National parliaments and the limits of transnational democracy in European Union


Published: Dec 4, 2017
Keywords:
Political Science
Στέλιος Αλεξανδρόπουλος
Abstract

The political dimension which the process of European unification has attuned during the last period, starting from the Single European Act up to the Treaty of European Union, as well as the lack of transparency in the decision making mechanisms, the crisis of the European ideal and the criticism towards European integration, the so-called “Europessimism”, led to a revision of the role of national Parliaments within the institutional framework of European Communities and the European Union. During the last decades, the actual tendency as far as the political system of western democracy is concerned, appears to be more in favor of the executive rather than legislative power, this factor also playing a crucial role in the well-known European democratic deficit.

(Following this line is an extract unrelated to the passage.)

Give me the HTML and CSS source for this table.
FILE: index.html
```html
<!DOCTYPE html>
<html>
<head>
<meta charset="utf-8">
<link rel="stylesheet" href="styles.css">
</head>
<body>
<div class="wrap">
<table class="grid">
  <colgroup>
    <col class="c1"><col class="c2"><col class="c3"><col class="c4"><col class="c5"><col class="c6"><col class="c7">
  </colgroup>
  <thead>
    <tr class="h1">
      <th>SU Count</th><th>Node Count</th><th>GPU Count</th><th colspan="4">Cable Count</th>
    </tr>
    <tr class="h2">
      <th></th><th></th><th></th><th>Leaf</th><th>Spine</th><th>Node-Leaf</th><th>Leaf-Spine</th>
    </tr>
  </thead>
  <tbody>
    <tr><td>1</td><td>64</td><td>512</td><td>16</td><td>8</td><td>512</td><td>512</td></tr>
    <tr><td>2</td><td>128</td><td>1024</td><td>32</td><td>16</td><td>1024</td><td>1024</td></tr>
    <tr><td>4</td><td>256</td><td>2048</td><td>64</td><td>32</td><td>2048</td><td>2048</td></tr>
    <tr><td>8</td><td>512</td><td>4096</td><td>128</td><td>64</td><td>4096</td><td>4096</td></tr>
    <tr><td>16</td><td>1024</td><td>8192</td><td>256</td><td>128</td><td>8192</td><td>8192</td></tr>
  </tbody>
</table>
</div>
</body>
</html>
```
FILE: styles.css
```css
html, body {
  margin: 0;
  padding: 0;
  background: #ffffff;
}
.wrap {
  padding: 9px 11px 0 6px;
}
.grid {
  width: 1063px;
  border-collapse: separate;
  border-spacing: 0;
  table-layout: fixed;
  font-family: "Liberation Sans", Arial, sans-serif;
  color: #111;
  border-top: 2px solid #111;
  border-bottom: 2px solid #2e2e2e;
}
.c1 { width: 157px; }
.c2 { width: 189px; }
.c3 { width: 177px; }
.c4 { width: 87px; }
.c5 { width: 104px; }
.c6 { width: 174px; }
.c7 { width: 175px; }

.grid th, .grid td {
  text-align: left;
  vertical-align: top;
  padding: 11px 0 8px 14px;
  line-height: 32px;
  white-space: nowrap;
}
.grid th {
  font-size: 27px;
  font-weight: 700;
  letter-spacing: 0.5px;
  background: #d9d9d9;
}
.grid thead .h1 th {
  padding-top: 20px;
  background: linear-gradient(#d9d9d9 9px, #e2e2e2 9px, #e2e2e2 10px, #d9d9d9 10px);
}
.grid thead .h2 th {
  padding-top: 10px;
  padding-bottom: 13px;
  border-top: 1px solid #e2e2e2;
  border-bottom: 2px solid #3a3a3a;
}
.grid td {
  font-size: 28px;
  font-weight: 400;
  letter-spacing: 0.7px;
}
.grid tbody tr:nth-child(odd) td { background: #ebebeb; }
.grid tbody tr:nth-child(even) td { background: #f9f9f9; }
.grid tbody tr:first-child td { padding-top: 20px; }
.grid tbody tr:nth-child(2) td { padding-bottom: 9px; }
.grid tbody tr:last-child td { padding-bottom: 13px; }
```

As a consequence, there are four factors which nowadays define the role of national Parliaments: (a) the national and European Parliament interacting notion of deficit, (b) the original structure of democratic legitimacy, which is considered to be the outcome of the process of the phenomenon of European integration, pretty original itself, (c) the emergence of citizen society as a substantial criterion for constructing Europe, and, (d) the ability of producing institutional alternatives concerning a modem role of legislative power vis-a- vis a more powerful executive one, this being achieved through a continuous overcoming of national sovereignty.
Promotion of democracy, safeguarding of national identities and deepening of European integration are the three dimensions which in the European Union today constitute a triple target that has to be served by a new definition of equilibrium and constructive compromise.